In a perfect world, your SQL Server would be so secure that you would not need antivirus software, you would have behind layers of firewalls, nobody would ever connect with remote desktop to install anything, and it would always have all of the latest security patches… But that is not the real world.
Given that your SQL Server often times contains extremely valuable information, and that the damage that could be done by virus software, malware, and ransomware could be so great then it is strongly recommended that you run antivirus software on your SQL Server. There are some files that you will want to exclude from the virus check.
SQL Server Antivirus Exclusion List:
You will want to exclude the following files from the antivirus check list.
- SQL Server data and log files (.mdf, .ldf and .ndf files)
- It is probably a good idea to just exclude the entire directory that holds your data or log files. The reason that I suggest this is that there are other files created in the same location as the data file when certain things run, for instance CheckDB creates temporary snapshot files in the data file directory.

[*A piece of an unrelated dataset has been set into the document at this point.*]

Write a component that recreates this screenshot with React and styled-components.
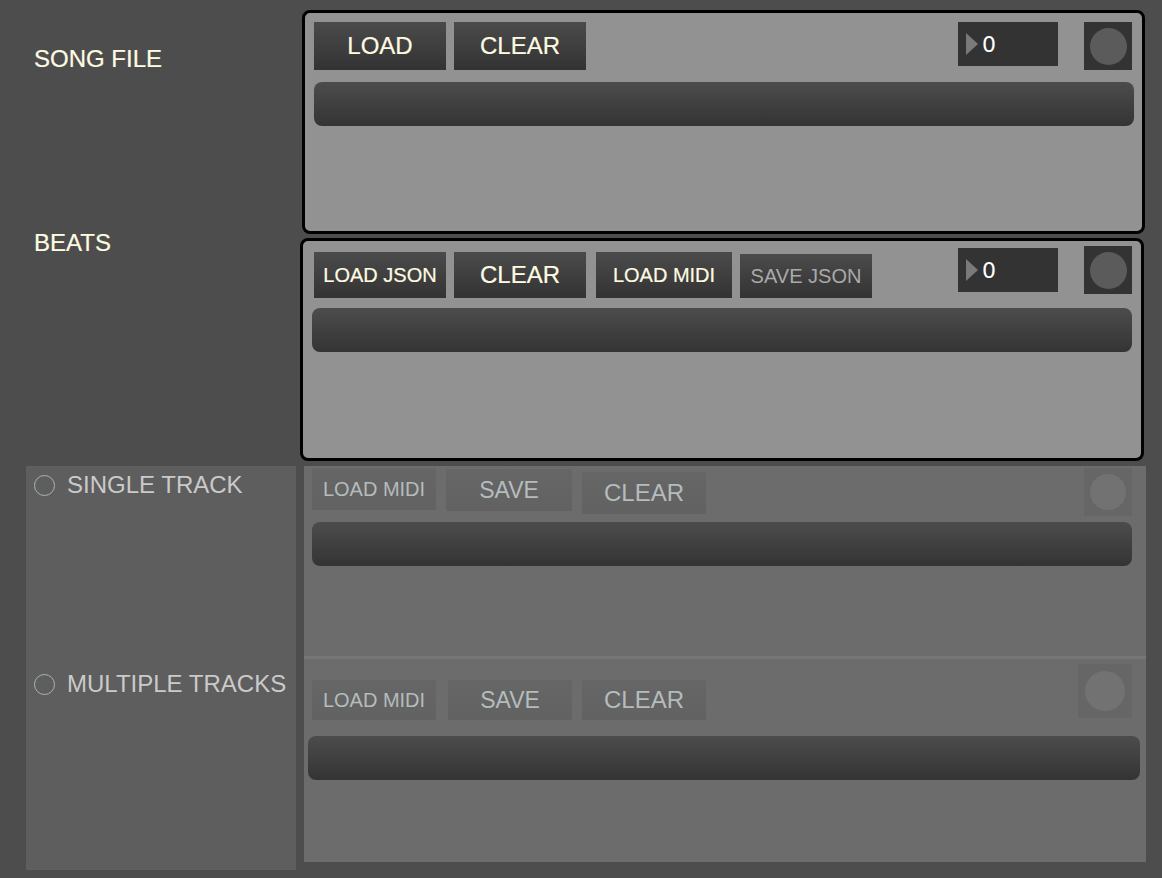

Excluding the data and log file directory would be the safe way to go here.
- SQL Server backup files
- Full-Text catalog files (if you are using full text search)
- Trace files (if you have traces running)
- SQL audit files (for SQL Server 2008 or later versions)
- SQL query files (.sql extension)
- The directory that holds Analysis Services data
- The directory that holds Analysis Services temporary files that are used during Analysis Services processing
- Filestream data files
The problem you run into is when someone installs antivirus on the SQL Server, without being aware of the exclusions, you can run into a number of issues such as the following:
• When the SQL Server is running, data and log files are generally locked preventing other processes from being able to change or read them. This can cause problem with the antivirus software blocking attempting to get to these files.
• If you restart the system, or restart the SQL instance, it is possible that the antivirus software could start first and open a data or log file to scan it for viruses, at which point when SQL Server starts it may not be able to access that file, therefore preventing SQL Server from starting.
• If the antivirus file finds some pattern that it suspects as a virus in your data or log file, and it attempts to quarantine that file it could lead to extreme problems with the SQL Server.
My recommendation is to always run antivirus software on your SQL Server, but be sure to exclude the files mentioned above to avoid problems.